**Exercise directions**: Return each line of the data below exactly, omitting any pictures.

■ ■ ■ ■ ■

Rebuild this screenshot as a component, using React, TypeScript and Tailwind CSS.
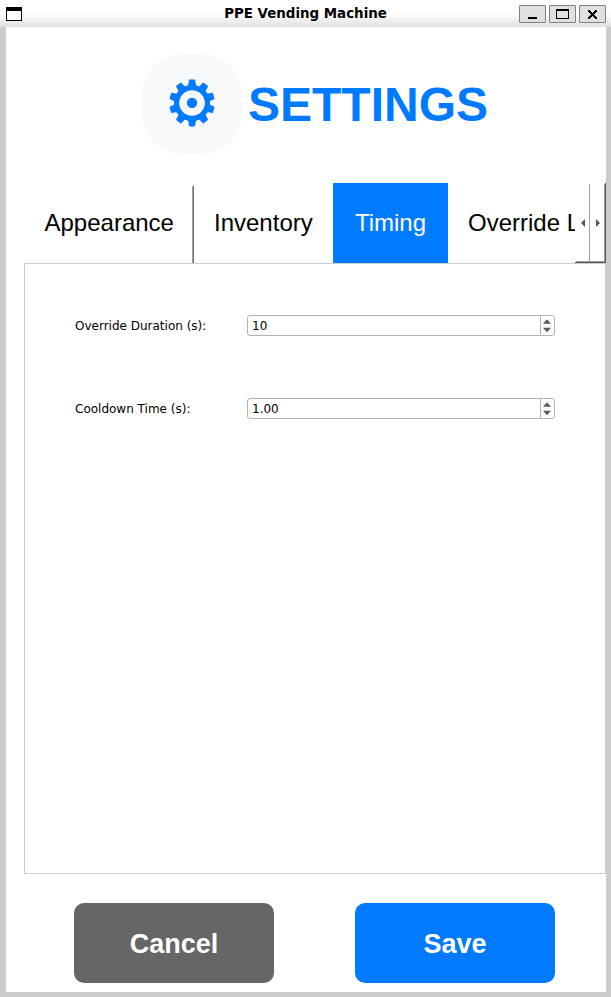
import React from "react";

const sans = "font-['Liberation_Sans',Arial,sans-serif]";

function WindowButton({ children }: { children: React.ReactNode }) {
  return (
    <button className="h-[18px] w-[27px] rounded-[1px] border border-[#808080] bg-[#e0e0e0]">
      <svg width="25" height="16" viewBox="0 0 25 16" shapeRendering="crispEdges">
        {children}
      </svg>
    </button>
  );
}

function TitleBar() {
  return (
    <header className="grid h-[27px] grid-cols-[1fr_auto_1fr] items-start bg-linear-to-b from-white from-50% to-[#e0e0e0]">
      <div className="pt-[7px] pl-1.5">
        <div className="h-3.5 w-4 border border-t-4 border-black bg-white" />
      </div>
      <h1 className="pt-1.5 text-[13.4px] leading-4 font-bold whitespace-nowrap text-black">
        PPE Vending Machine
      </h1>
      <div className="flex justify-end gap-[3px] pt-[5px] pr-[5px]">
        <WindowButton>
          <rect x="8" y="11" width="9" height="2" />
        </WindowButton>
        <WindowButton>
          <path d="M6 3h13v10H6zM7 5v7h11V5z" fillRule="evenodd" />
        </WindowButton>
        <WindowButton>
          <path d="M8 4h2v1h1v1h1v1h1V6h1V5h1V4h2v2h-1v1h-1v1h-1v1h1v1h1v1h1v2h-2v-1h-1v-1h-1v-1h-1v1h-1v1h-1v1H8v-2h1v-1h1V9h1V8h-1V7H9V6H8z" />
        </WindowButton>
      </div>
    </header>
  );
}

function SpinField({ label, value }: { label: string; value: string }) {
  return (
    <div className="flex h-[21px] items-center">
      <label className="w-[172px] text-xs whitespace-nowrap text-black">{label}</label>
      <div className="flex h-[21px] w-[308px] rounded-[3px] border border-[#b4b4b4] bg-white">
        <span className="flex-1 pt-px pl-1 text-xs leading-[19px] text-black">{value}</span>
        <span className="w-3.5 border-l border-[#b4b4b4]">
          <svg width="13" height="19" viewBox="0 0 13 19" fill="#5a5a5a">
            <path d="M2 7.700 5.500 3.700h1L10 7.700zM2 11.700h8l-3.500 4h-1z" />
          </svg>
        </span>
      </div>
    </div>
  );
}

function Tabs() {
  return (
    <nav className={`flex h-20 pl-[18px] text-2xl whitespace-nowrap text-black ${sans}`}>
      <div className="flex w-[170px] flex-col pt-[3px]">
        <div className="flex flex-1 border-r border-[#707070]">
          <div className="flex flex-1 items-center border-r border-[#a0a0a0] pb-[3px] pl-[20.5px]">Appearance</div>
        </div>
      </div>
      <div className="flex w-[139px] items-center pl-5">Inventory</div>
      <div className="flex w-[115px] items-center justify-center bg-[#007bff] text-white">Timing</div>
      <div className="flex w-[127px] items-center overflow-hidden pl-5">Override L</div>
      <svg width="31" height="80" viewBox="0 0 31 80" shapeRendering="crispEdges">
        <path d="M14 1h1v78h-1zM1 78h29v1H1zM29 1h1v78h-1z" fill="#a0a0a0" />
        <path d="M0 79h31V0h-1v79z" fill="#555" />
        <path d="M0 79h31v1H0z" fill="#555" />
        <path d="M10 36v8l-4-4zM21 36v8l4-4z" fill="#555" shapeRendering="auto" />
      </svg>
    </nav>
  );
}

export default function App() {
  return (
    <div className="flex h-[997px] w-[611px] flex-col overflow-hidden bg-[#ccc] font-['DejaVu_Sans',sans-serif]">
      <TitleBar />
      <main className="mr-[5px] mb-[5px] ml-1.5 flex flex-1 flex-col bg-white">
        <div className="flex h-[156px] items-start gap-1.5 pt-[27px] pl-[136px] text-[#007bff]">
          <div className="flex size-[100px] items-center justify-center rounded-[40px] bg-[#f8f9fa] text-[62px] leading-[100px] [-webkit-text-stroke:1px_#007bff]">
            ⚙
          </div>
          <h2 className={`pt-px text-[48px] leading-[100px] font-bold ${sans}`}>SETTINGS</h2>
        </div>
        <Tabs />
        <section className="ml-[18px] flex h-[611px] flex-col gap-[62px] border border-[#ccc] pt-[51px] pl-[50px]">
          <SpinField label="Override Duration (s):" value="10" />
          <SpinField label="Cooldown Time (s):" value="1.00" />
        </section>
        <div className={`flex gap-[81px] pt-[29px] pl-[68px] text-[27px] font-bold text-white ${sans}`}>
          <button className="h-20 w-[200px] rounded-[10px] bg-[#666] pt-0.5">Cancel</button>
          <button className="h-20 w-[200px] rounded-[10px] bg-[#007bff] pt-0.5">Save</button>
        </div>
      </main>
    </div>
  );
}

■ ■ ■ ■ ■

**Task output**:
Rebuild this screenshot as a component, using React, TypeScript and Tailwind CSS.
import React from "react";

const sans = "font-['Liberation_Sans',Arial,sans-serif]";

function WindowButton({ children }: { children: React.ReactNode }) {
  return (
    <button className="h-[18px] w-[27px] rounded-[1px] border border-[#808080] bg-[#e0e0e0]">
      <svg width="25" height="16" viewBox="0 0 25 16" shapeRendering="crispEdges">
        {children}
      </svg>
    </button>
  );
}

function TitleBar() {
  return (
    <header className="grid h-[27px] grid-cols-[1fr_auto_1fr] items-start bg-linear-to-b from-white from-50% to-[#e0e0e0]">
      <div className="pt-[7px] pl-1.5">
        <div className="h-3.5 w-4 border border-t-4 border-black bg-white" />
      </div>
      <h1 className="pt-1.5 text-[13.4px] leading-4 font-bold whitespace-nowrap text-black">
        PPE Vending Machine
      </h1>
      <div className="flex justify-end gap-[3px] pt-[5px] pr-[5px]">
        <WindowButton>
          <rect x="8" y="11" width="9" height="2" />
        </WindowButton>
        <WindowButton>
          <path d="M6 3h13v10H6zM7 5v7h11V5z" fillRule="evenodd" />
        </WindowButton>
        <WindowButton>
          <path d="M8 4h2v1h1v1h1v1h1V6h1V5h1V4h2v2h-1v1h-1v1h-1v1h1v1h1v1h1v2h-2v-1h-1v-1h-1v-1h-1v1h-1v1h-1v1H8v-2h1v-1h1V9h1V8h-1V7H9V6H8z" />
        </WindowButton>
      </div>
    </header>
  );
}

function SpinField({ label, value }: { label: string; value: string }) {
  return (
    <div className="flex h-[21px] items-center">
      <label className="w-[172px] text-xs whitespace-nowrap text-black">{label}</label>
      <div className="flex h-[21px] w-[308px] rounded-[3px] border border-[#b4b4b4] bg-white">
        <span className="flex-1 pt-px pl-1 text-xs leading-[19px] text-black">{value}</span>
        <span className="w-3.5 border-l border-[#b4b4b4]">
          <svg width="13" height="19" viewBox="0 0 13 19" fill="#5a5a5a">
            <path d="M2 7.700 5.500 3.700h1L10 7.700zM2 11.700h8l-3.500 4h-1z" />
          </svg>
        </span>
      </div>
    </div>
  );
}

function Tabs() {
  return (
    <nav className={`flex h-20 pl-[18px] text-2xl whitespace-nowrap text-black ${sans}`}>
      <div className="flex w-[170px] flex-col pt-[3px]">
        <div className="flex flex-1 border-r border-[#707070]">
          <div className="flex flex-1 items-center border-r border-[#a0a0a0] pb-[3px] pl-[20.5px]">Appearance</div>
        </div>
      </div>
      <div className="flex w-[139px] items-center pl-5">Inventory</div>
      <div className="flex w-[115px] items-center justify-center bg-[#007bff] text-white">Timing</div>
      <div className="flex w-[127px] items-center overflow-hidden pl-5">Override L</div>
      <svg width="31" height="80" viewBox="0 0 31 80" shapeRendering="crispEdges">
        <path d="M14 1h1v78h-1zM1 78h29v1H1zM29 1h1v78h-1z" fill="#a0a0a0" />
        <path d="M0 79h31V0h-1v79z" fill="#555" />
        <path d="M0 79h31v1H0z" fill="#555" />
        <path d="M10 36v8l-4-4zM21 36v8l4-4z" fill="#555" shapeRendering="auto" />
      </svg>
    </nav>
  );
}

export default function App() {
  return (
    <div className="flex h-[997px] w-[611px] flex-col overflow-hidden bg-[#ccc] font-['DejaVu_Sans',sans-serif]">
      <TitleBar />
      <main className="mr-[5px] mb-[5px] ml-1.5 flex flex-1 flex-col bg-white">
        <div className="flex h-[156px] items-start gap-1.5 pt-[27px] pl-[136px] text-[#007bff]">
          <div className="flex size-[100px] items-center justify-center rounded-[40px] bg-[#f8f9fa] text-[62px] leading-[100px] [-webkit-text-stroke:1px_#007bff]">
            ⚙
          </div>
          <h2 className={`pt-px text-[48px] leading-[100px] font-bold ${sans}`}>SETTINGS</h2>
        </div>
        <Tabs />
        <section className="ml-[18px] flex h-[611px] flex-col gap-[62px] border border-[#ccc] pt-[51px] pl-[50px]">
          <SpinField label="Override Duration (s):" value="10" />
          <SpinField label="Cooldown Time (s):" value="1.00" />
        </section>
        <div className={`flex gap-[81px] pt-[29px] pl-[68px] text-[27px] font-bold text-white ${sans}`}>
          <button className="h-20 w-[200px] rounded-[10px] bg-[#666] pt-0.5">Cancel</button>
          <button className="h-20 w-[200px] rounded-[10px] bg-[#007bff] pt-0.5">Save</button>
        </div>
      </main>
    </div>
  );
}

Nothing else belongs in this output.